→ YOUR INSTRUCTIONS
Your job is to retype all of the data word for word, leaving every image out.

══ DATA

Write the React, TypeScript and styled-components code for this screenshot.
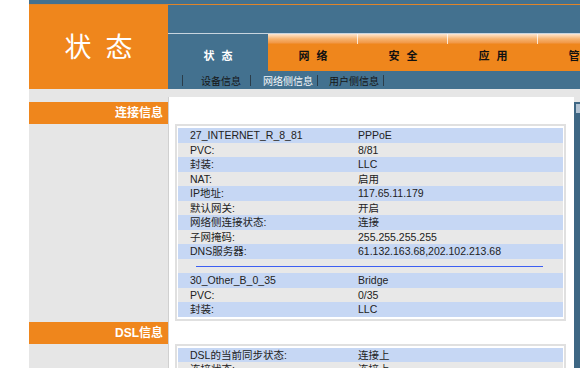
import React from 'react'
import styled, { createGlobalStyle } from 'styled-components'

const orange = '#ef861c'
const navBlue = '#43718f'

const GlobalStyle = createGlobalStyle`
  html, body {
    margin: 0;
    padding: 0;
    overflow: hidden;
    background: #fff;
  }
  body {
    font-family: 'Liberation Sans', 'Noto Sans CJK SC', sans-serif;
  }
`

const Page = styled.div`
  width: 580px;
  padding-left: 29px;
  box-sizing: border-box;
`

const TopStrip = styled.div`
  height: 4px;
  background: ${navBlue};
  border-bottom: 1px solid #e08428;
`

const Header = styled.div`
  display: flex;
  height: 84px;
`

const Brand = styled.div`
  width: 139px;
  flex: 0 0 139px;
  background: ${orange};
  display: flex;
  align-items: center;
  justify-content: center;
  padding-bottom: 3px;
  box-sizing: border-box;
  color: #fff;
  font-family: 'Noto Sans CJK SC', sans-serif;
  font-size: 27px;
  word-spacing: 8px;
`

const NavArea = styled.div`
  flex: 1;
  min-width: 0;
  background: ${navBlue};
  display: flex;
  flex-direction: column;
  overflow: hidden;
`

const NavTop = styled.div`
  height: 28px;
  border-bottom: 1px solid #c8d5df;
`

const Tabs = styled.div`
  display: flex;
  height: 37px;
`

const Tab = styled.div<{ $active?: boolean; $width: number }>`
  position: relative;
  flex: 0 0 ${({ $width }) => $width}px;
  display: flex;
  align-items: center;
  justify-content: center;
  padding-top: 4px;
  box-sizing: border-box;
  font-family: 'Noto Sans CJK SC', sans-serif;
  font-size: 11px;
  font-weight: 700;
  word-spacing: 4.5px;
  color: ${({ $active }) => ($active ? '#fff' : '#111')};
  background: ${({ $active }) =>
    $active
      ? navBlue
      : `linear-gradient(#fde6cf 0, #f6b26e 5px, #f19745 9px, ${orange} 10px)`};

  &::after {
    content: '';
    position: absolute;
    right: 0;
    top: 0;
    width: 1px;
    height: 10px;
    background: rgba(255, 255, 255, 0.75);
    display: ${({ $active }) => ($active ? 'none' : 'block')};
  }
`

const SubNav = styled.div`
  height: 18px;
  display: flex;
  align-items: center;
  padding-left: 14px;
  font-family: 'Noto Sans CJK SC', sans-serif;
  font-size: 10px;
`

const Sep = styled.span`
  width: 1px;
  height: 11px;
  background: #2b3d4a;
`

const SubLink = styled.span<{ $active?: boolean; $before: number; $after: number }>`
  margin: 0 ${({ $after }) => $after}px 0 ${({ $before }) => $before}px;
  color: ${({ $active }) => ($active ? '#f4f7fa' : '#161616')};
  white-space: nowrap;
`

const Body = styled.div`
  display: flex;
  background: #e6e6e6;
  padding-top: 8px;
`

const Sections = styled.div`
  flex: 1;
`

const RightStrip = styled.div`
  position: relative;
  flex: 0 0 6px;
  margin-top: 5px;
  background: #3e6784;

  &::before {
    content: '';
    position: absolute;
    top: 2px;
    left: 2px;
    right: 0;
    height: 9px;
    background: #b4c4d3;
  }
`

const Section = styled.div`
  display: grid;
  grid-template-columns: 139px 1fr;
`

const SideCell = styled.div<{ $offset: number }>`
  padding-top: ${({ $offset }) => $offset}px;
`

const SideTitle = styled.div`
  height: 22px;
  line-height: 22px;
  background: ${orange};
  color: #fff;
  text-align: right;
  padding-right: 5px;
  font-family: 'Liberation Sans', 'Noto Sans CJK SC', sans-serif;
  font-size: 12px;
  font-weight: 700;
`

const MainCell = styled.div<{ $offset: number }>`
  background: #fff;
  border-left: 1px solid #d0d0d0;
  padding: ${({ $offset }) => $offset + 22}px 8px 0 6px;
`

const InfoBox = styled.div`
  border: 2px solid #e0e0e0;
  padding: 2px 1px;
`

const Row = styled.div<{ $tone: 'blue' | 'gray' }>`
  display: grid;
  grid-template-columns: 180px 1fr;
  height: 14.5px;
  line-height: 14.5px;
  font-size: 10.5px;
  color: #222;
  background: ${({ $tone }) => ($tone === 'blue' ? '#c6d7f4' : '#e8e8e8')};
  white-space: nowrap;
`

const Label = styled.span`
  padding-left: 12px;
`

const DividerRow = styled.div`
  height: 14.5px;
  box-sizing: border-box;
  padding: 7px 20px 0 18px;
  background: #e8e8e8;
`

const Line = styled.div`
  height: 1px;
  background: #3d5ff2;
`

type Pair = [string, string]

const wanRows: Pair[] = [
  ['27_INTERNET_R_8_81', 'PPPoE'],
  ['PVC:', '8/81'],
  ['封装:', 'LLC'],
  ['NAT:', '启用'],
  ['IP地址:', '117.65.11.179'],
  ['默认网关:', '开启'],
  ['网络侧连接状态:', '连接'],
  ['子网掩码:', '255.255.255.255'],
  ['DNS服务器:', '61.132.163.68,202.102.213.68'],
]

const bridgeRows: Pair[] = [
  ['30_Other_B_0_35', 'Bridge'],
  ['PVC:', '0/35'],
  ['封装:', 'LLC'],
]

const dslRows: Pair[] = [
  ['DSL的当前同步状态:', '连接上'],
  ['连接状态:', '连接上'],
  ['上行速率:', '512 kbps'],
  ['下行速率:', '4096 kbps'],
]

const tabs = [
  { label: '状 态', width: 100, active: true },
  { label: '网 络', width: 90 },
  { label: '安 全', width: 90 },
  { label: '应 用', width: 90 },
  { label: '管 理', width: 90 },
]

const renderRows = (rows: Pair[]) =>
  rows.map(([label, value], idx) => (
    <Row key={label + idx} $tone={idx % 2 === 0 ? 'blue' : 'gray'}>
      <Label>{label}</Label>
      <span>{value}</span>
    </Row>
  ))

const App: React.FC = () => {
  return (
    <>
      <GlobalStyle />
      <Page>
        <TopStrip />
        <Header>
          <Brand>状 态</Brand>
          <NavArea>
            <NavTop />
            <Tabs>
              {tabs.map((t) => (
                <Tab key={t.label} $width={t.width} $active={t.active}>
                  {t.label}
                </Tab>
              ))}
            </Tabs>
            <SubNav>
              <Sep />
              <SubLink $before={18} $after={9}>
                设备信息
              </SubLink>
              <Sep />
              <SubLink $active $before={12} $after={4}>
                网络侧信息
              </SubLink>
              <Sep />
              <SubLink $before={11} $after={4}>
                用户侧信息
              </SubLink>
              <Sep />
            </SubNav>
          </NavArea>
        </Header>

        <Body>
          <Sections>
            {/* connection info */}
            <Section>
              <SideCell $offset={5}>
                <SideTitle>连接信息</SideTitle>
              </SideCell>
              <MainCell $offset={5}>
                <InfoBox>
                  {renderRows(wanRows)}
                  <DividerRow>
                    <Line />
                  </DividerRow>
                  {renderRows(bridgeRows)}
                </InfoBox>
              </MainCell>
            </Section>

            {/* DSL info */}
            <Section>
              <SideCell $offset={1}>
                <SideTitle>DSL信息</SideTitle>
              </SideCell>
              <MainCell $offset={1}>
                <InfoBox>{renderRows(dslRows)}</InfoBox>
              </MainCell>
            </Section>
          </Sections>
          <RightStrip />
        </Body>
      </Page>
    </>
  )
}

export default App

════

→ RESPONSE TO THIS TASK
Write the React, TypeScript and styled-components code for this screenshot.
import React from 'react'
import styled, { createGlobalStyle } from 'styled-components'

const orange = '#ef861c'
const navBlue = '#43718f'

const GlobalStyle = createGlobalStyle`
  html, body {
    margin: 0;
    padding: 0;
    overflow: hidden;
    background: #fff;
  }
  body {
    font-family: 'Liberation Sans', 'Noto Sans CJK SC', sans-serif;
  }
`

const Page = styled.div`
  width: 580px;
  padding-left: 29px;
  box-sizing: border-box;
`

const TopStrip = styled.div`
  height: 4px;
  background: ${navBlue};
  border-bottom: 1px solid #e08428;
`

const Header = styled.div`
  display: flex;
  height: 84px;
`

const Brand = styled.div`
  width: 139px;
  flex: 0 0 139px;
  background: ${orange};
  display: flex;
  align-items: center;
  justify-content: center;
  padding-bottom: 3px;
  box-sizing: border-box;
  color: #fff;
  font-family: 'Noto Sans CJK SC', sans-serif;
  font-size: 27px;
  word-spacing: 8px;
`

const NavArea = styled.div`
  flex: 1;
  min-width: 0;
  background: ${navBlue};
  display: flex;
  flex-direction: column;
  overflow: hidden;
`

const NavTop = styled.div`
  height: 28px;
  border-bottom: 1px solid #c8d5df;
`

const Tabs = styled.div`
  display: flex;
  height: 37px;
`

const Tab = styled.div<{ $active?: boolean; $width: number }>`
  position: relative;
  flex: 0 0 ${({ $width }) => $width}px;
  display: flex;
  align-items: center;
  justify-content: center;
  padding-top: 4px;
  box-sizing: border-box;
  font-family: 'Noto Sans CJK SC', sans-serif;
  font-size: 11px;
  font-weight: 700;
  word-spacing: 4.5px;
  color: ${({ $active }) => ($active ? '#fff' : '#111')};
  background: ${({ $active }) =>
    $active
      ? navBlue
      : `linear-gradient(#fde6cf 0, #f6b26e 5px, #f19745 9px, ${orange} 10px)`};

  &::after {
    content: '';
    position: absolute;
    right: 0;
    top: 0;
    width: 1px;
    height: 10px;
    background: rgba(255, 255, 255, 0.75);
    display: ${({ $active }) => ($active ? 'none' : 'block')};
  }
`

const SubNav = styled.div`
  height: 18px;
  display: flex;
  align-items: center;
  padding-left: 14px;
  font-family: 'Noto Sans CJK SC', sans-serif;
  font-size: 10px;
`

const Sep = styled.span`
  width: 1px;
  height: 11px;
  background: #2b3d4a;
`

const SubLink = styled.span<{ $active?: boolean; $before: number; $after: number }>`
  margin: 0 ${({ $after }) => $after}px 0 ${({ $before }) => $before}px;
  color: ${({ $active }) => ($active ? '#f4f7fa' : '#161616')};
  white-space: nowrap;
`

const Body = styled.div`
  display: flex;
  background: #e6e6e6;
  padding-top: 8px;
`

const Sections = styled.div`
  flex: 1;
`

const RightStrip = styled.div`
  position: relative;
  flex: 0 0 6px;
  margin-top: 5px;
  background: #3e6784;

  &::before {
    content: '';
    position: absolute;
    top: 2px;
    left: 2px;
    right: 0;
    height: 9px;
    background: #b4c4d3;
  }
`

const Section = styled.div`
  display: grid;
  grid-template-columns: 139px 1fr;
`

const SideCell = styled.div<{ $offset: number }>`
  padding-top: ${({ $offset }) => $offset}px;
`

const SideTitle = styled.div`
  height: 22px;
  line-height: 22px;
  background: ${orange};
  color: #fff;
  text-align: right;
  padding-right: 5px;
  font-family: 'Liberation Sans', 'Noto Sans CJK SC', sans-serif;
  font-size: 12px;
  font-weight: 700;
`

const MainCell = styled.div<{ $offset: number }>`
  background: #fff;
  border-left: 1px solid #d0d0d0;
  padding: ${({ $offset }) => $offset + 22}px 8px 0 6px;
`

const InfoBox = styled.div`
  border: 2px solid #e0e0e0;
  padding: 2px 1px;
`

const Row = styled.div<{ $tone: 'blue' | 'gray' }>`
  display: grid;
  grid-template-columns: 180px 1fr;
  height: 14.5px;
  line-height: 14.5px;
  font-size: 10.5px;
  color: #222;
  background: ${({ $tone }) => ($tone === 'blue' ? '#c6d7f4' : '#e8e8e8')};
  white-space: nowrap;
`

const Label = styled.span`
  padding-left: 12px;
`

const DividerRow = styled.div`
  height: 14.5px;
  box-sizing: border-box;
  padding: 7px 20px 0 18px;
  background: #e8e8e8;
`

const Line = styled.div`
  height: 1px;
  background: #3d5ff2;
`

type Pair = [string, string]

const wanRows: Pair[] = [
  ['27_INTERNET_R_8_81', 'PPPoE'],
  ['PVC:', '8/81'],
  ['封装:', 'LLC'],
  ['NAT:', '启用'],
  ['IP地址:', '117.65.11.179'],
  ['默认网关:', '开启'],
  ['网络侧连接状态:', '连接'],
  ['子网掩码:', '255.255.255.255'],
  ['DNS服务器:', '61.132.163.68,202.102.213.68'],
]

const bridgeRows: Pair[] = [
  ['30_Other_B_0_35', 'Bridge'],
  ['PVC:', '0/35'],
  ['封装:', 'LLC'],
]

const dslRows: Pair[] = [
  ['DSL的当前同步状态:', '连接上'],
  ['连接状态:', '连接上'],
  ['上行速率:', '512 kbps'],
  ['下行速率:', '4096 kbps'],
]

const tabs = [
  { label: '状 态', width: 100, active: true },
  { label: '网 络', width: 90 },
  { label: '安 全', width: 90 },
  { label: '应 用', width: 90 },
  { label: '管 理', width: 90 },
]

const renderRows = (rows: Pair[]) =>
  rows.map(([label, value], idx) => (
    <Row key={label + idx} $tone={idx % 2 === 0 ? 'blue' : 'gray'}>
      <Label>{label}</Label>
      <span>{value}</span>
    </Row>
  ))

const App: React.FC = () => {
  return (
    <>
      <GlobalStyle />
      <Page>
        <TopStrip />
        <Header>
          <Brand>状 态</Brand>
          <NavArea>
            <NavTop />
            <Tabs>
              {tabs.map((t) => (
                <Tab key={t.label} $width={t.width} $active={t.active}>
                  {t.label}
                </Tab>
              ))}
            </Tabs>
            <SubNav>
              <Sep />
              <SubLink $before={18} $after={9}>
                设备信息
              </SubLink>
              <Sep />
              <SubLink $active $before={12} $after={4}>
                网络侧信息
              </SubLink>
              <Sep />
              <SubLink $before={11} $after={4}>
                用户侧信息
              </SubLink>
              <Sep />
            </SubNav>
          </NavArea>
        </Header>

        <Body>
          <Sections>
            {/* connection info */}
            <Section>
              <SideCell $offset={5}>
                <SideTitle>连接信息</SideTitle>
              </SideCell>
              <MainCell $offset={5}>
                <InfoBox>
                  {renderRows(wanRows)}
                  <DividerRow>
                    <Line />
                  </DividerRow>
                  {renderRows(bridgeRows)}
                </InfoBox>
              </MainCell>
            </Section>

            {/* DSL info */}
            <Section>
              <SideCell $offset={1}>
                <SideTitle>DSL信息</SideTitle>
              </SideCell>
              <MainCell $offset={1}>
                <InfoBox>{renderRows(dslRows)}</InfoBox>
              </MainCell>
            </Section>
          </Sections>
          <RightStrip />
        </Body>
      </Page>
    </>
  )
}

export default App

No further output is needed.